The settlement (David G. Feinberg et al. v. T. Rowe Price Group Inc. et al., case number 1:17-cv-00427, in the U.S. District Court for the District of Maryland) comes after Chief Judge James K. Bredar of the U.S. District Court for the Maryland rejected T. Rowe Price's bid for a pre-trial win back earlier this year, even as he evidenced skepticism about the merits of the case—if not the genre of such litigation altogether. In rejecting the bid at the time, Judge Bredar commented that, “The Court is generally skeptical of such litigation to the extent it seeks to cast the Court in the role of policymaker and have the Court declare strictly unlawful ‘normal business practice[s]’ that do not harm plan participants and that Congress and the Department of Labor have declined to expressly prohibit.” 

That said, earlier this month Judge Bredar denied the defendants’ request that the Fourth Circuit intervene on the issue of proprietary fund utilization, ruling the litigation wasn’t yet developed sufficiently to warrant appellate review. The case had been set for a September trial, according to Law360.

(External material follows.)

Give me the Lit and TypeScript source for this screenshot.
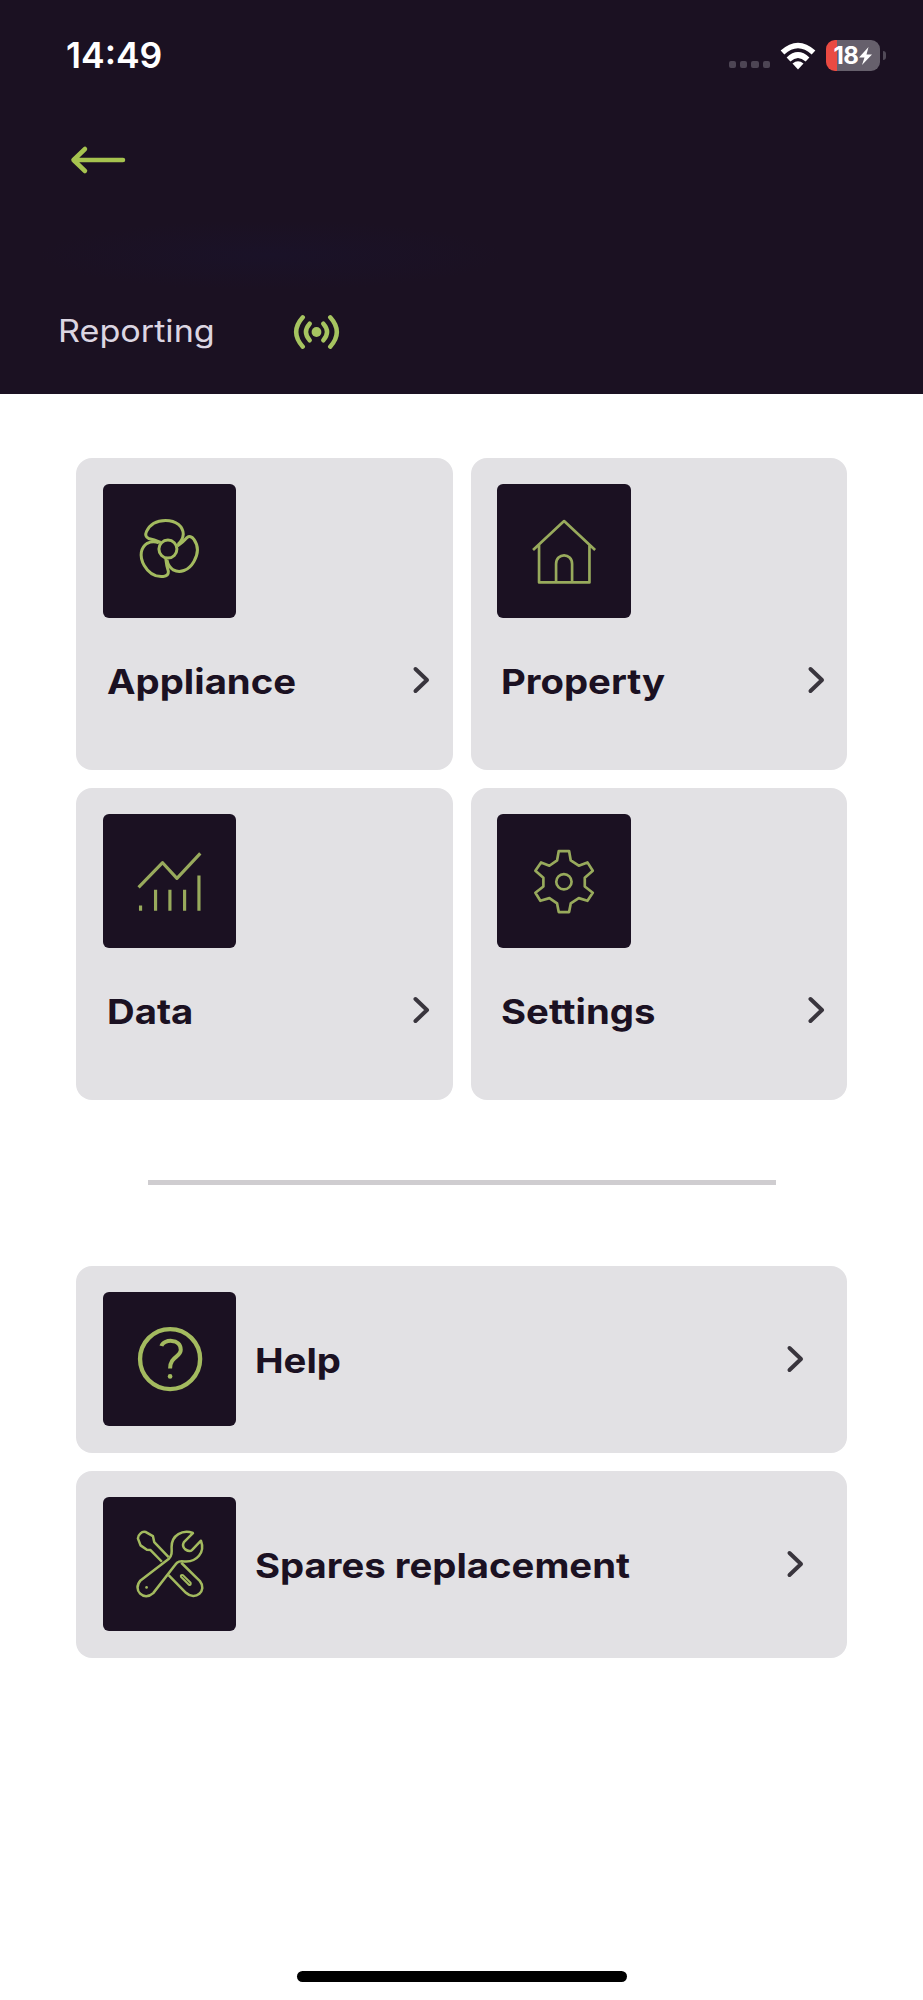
import { LitElement, html, css, svg, type TemplateResult } from "lit";
import { customElement, property } from "lit/decorators.js";

const blade = "M180 187Q160 178 144 175Q131 169 138 154C149 130 172 121 195 121C228 121 247 140 248 162Q247 180 232 193";

const icons: Record<string, TemplateResult> = {
  fan: svg`<g stroke-width="9">
    <circle cx="202" cy="207" r="27"/>
    <path d=${blade}/>
    <path transform="rotate(120 202 207)" d=${blade}/>
    <path transform="rotate(240 202 207)" d=${blade}/>
  </g>`,
  house: svg`<g class="thin" transform="translate(-102.5 -89)" stroke-width="8">
    <path d="M218 299L311 212L404 299M236 284V396H387V284M287 396V341C287 306 335 306 335 341V396"/>
  </g>`,
  chart: svg`<g class="thin" stroke-width="9.500">
    <path d="M114 232L186 158L229 205L299 130M120 286V302M165 239V302M208 239V302M252 239V302M295 196V302"/>
  </g>`,
  gear: svg`<g class="thin" transform="translate(2.500 0)" stroke-width="8">
    <path d="M190 123H221L226 151L250 167L276 157L292 182L268 203V229L292 248L276 272L250 264L226 280L221 306H190L185 280L162 264L135 272L120 248L144 229V203L120 182L137 157L162 167L185 151Z"/>
    <circle cx="205.500" cy="215" r="23"/>
  </g>`,
  help: svg`<g transform="translate(-119.500 -114)">
    <circle cx="328" cy="327" r="90" stroke-width="13"/>
    <path stroke-width="12" d="M302 288C308 267 360 264 360 299C360 322 328 318 328 355"/>
    <circle cx="328" cy="379" r="7" fill="currentColor" stroke="none"/>
  </g>`,
  tools: svg`<g transform="translate(0 -10)" stroke-width="7.500">
    <path d="M184 216L150 181L139 180L120 167L112 146Q112 138 120 131Q127 124 136 127L157 139L161 157L204 202"/>
    <path d="M277 130C246 119 213 136 213 172C214 189 214 196 205 207L120 272C94 301 130 336 158 310L224 225C231 214 238 214 251 215C289 218 314 188 301 153L274 181Q267 188 254 179Q243 169 250 157Z"/>
    <path d="M204 256L256 309C284 335 321 303 298 274L242 219"/>
    <path stroke-width="6" d="M241 261L265 285Q272 287 270 279L247 256Q239 254 241 261Z"/>
    <circle cx="138" cy="293" r="4" fill="currentColor" stroke="none"/>
  </g>`,
};

@customElement("icon-tile")
class IconTile extends LitElement {
  @property() name = "fan";
  static styles = css`
    :host { display: block; width: 133.5px; height: 133.5px; flex: none; border-radius: 6px; background: #1b1122; color: #a3ba5f; }
    svg { display: block; width: 100%; height: 100%; fill: none; stroke: currentColor; stroke-linejoin: round; }
    .thin { color: #98aa5c; }
    g { stroke: currentColor; }
  `;
  render() {
    return html`<svg viewBox="7.5 12 400 400">${icons[this.name]}</svg>`;
  }
}

const chevron = html`<svg class="chevron" viewBox="0 0 18 30"><path d="M3.500 4L15 15L3.500 26"/></svg>`;

@customElement("app-root")
class AppRoot extends LitElement {
  static styles = css`
    :host { display: flex; flex-direction: column; height: 2000px; background: #fff; color: #1b1122; font-family: Inter, "Liberation Sans", sans-serif; }
    * { box-sizing: border-box; }
    svg { display: block; fill: none; }
    header { height: 394px; background: #1b1122; color: #fff; display: flex; flex-direction: column; flex: none; }
    .status { display: flex; align-items: center; height: 111px; padding: 0 37px 0 66px; }
    .time { font-size: 35.500px; font-weight: 600; flex: 1; }
    .dots { display: flex; gap: 4px; margin: 18px 10px 0 0; }
    .dots i { width: 7.3px; height: 7.3px; border-radius: 2px; background: #4d4554; }
    .wifi { width: 36px; height: 30px; margin-right: 10px; }
    .battery { width: 54px; height: 31px; border-radius: 9px; display: flex; align-items: center; justify-content: center; gap: 1px; background: linear-gradient(90deg, #ea4a42 0 11px, #66606c 11px); font-weight: 700; font-size: 24px; letter-spacing: -.5px; }
    .battery svg { width: 13px; height: 20px; }
    .nub { width: 3px; height: 9px; margin-left: 3px; border-radius: 0 3px 3px 0; background: #514a58; }
    .back { width: 58px; height: 30px; margin: 34px 0 0 69px; }
    .name { width: 470px; height: 70px; margin: 44.500px 0 0 36px; background: radial-gradient(closest-side, #1a1228, #1b1122); }
    .report { display: flex; align-items: center; height: 48px; margin: 18px 0 0 58px; gap: 78px; color: #dcd6e2; }
    .report span { font-size: 30.500px; width: 157px; white-space: nowrap; transform: translateY(-1px) scaleX(1.12); transform-origin: 0 50%; }
    .signal { width: 47px; height: 36px; margin-top: 1px; }
    main { flex: 1; padding: 63.500px 76px 0; }
    .grid { display: grid; grid-template-columns: 1fr 1fr; gap: 18px; }
    .card, .row { background: #e2e1e4; border-radius: 16px; }
    .card { height: 312px; padding: 26.500px 22.500px 0 26.500px; }
    .line { display: flex; align-items: center; justify-content: space-between; margin-top: 40.500px; padding-left: 4px; height: 44px; }
    .label { font-size: 34.500px; font-weight: 700; line-height: 44px; margin-top: 3px; white-space: nowrap; transform-origin: 0 50%; transform: scaleX(1.11); }
    .chevron { width: 18px; height: 30px; stroke: #39353d; stroke-width: 4; stroke-linecap: round; stroke-linejoin: round; }
    hr { border: 0; height: 5px; width: 628px; margin: 80.500px auto; background: #cfcdd0; }
    .list { display: grid; gap: 18px; }
    .row { display: flex; align-items: center; height: 187px; padding: 0 43.500px 0 26.500px; }
    .row .label { margin-left: 18.500px; }
    .row .chevron { margin-left: auto; }
    .home { width: 330px; height: 11px; border-radius: 6px; background: #000; margin: 0 auto 18.500px; }
  `;
  render() {
    return html`
      <header>
        <div class="status">
          <div class="time">14:49</div>
          <div class="dots"><i></i><i></i><i></i><i></i></div>
          <svg class="wifi" viewBox="0 0 36 30" stroke="#fff" stroke-width="5.500"><path d="M2.500 11.500Q18 -2.500 33.500 11.500M8.500 18.500Q18 9.500 27.500 18.500"/><path d="M12.500 22.500Q18 18 23.500 22.500L18 28.500Z" fill="#fff" stroke="none"/></svg>
          <div class="battery"><span>18</span><svg viewBox="0 0 13 20"><path fill="#fff" d="M9.500 1L0 11.500H5.500L3 19L13 8.500H7.500Z"/></svg></div>
          <div class="nub"></div>
        </div>
        <svg class="back" viewBox="0 0 58 30" stroke="#a6c34f" stroke-width="4.500" stroke-linecap="round" stroke-linejoin="round"><path d="M54 15H4.500M16 4L4.500 15L16 26"/></svg>
        <div class="name"></div>
        <div class="report">
          <span>Reporting</span>
          <svg class="signal" viewBox="0 0 48 36" stroke="#a6c460" stroke-width="4.500" stroke-linecap="round"><circle cx="24" cy="18" r="5" fill="#a6c460" stroke="none"/><path d="M17 9.500Q9.500 18 17 26.500M31 9.500Q38.500 18 31 26.500M10 3Q-3.500 18 10 33M38 3Q51.500 18 38 33"/></svg>
        </div>
      </header>
      <main>
        <section class="grid">
          ${[["fan", "Appliance"], ["house", "Property"], ["chart", "Data"], ["gear", "Settings"]].map(
            ([icon, label]) => html`<div class="card"><icon-tile name=${icon}></icon-tile><div class="line"><span class="label">${label}</span>${chevron}</div></div>`
          )}
        </section>
        <hr />
        <section class="list">
          ${[["help", "Help"], ["tools", "Spares replacement"]].map(
            ([icon, label]) => html`<div class="row"><icon-tile name=${icon}></icon-tile><span class="label">${label}</span>${chevron}</div>`
          )}
        </section>
      </main>
      <div class="home"></div>
    `;
  }
}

The announcement of settlement does not contain details, other than to state that “each party is to bear its own costs unless otherwise agreed, in which event the costs shall be adjusted between the parties in accordance with their agreement.” It does mention that the parties still have the right to move for “good cause within 60 days to reopen this action if settlement is not consummated,” and that “if no party moves to reopen, the dismissal shall be with prejudice.” 

What This Means

We’ve noted before that settlements tell you little about the merits of the arguments made, and less about the defense of such claims. While settlement decisions are often the result of a simple cost-benefit analysis—the cost (time and money) of continued litigation in comparison with the cost of the settlement itself—this one definitely has that feel, and one despite what seems not only to be a committed effort to press their case, but one in which the presiding judge was skeptical—but not quite willing to pull the plug.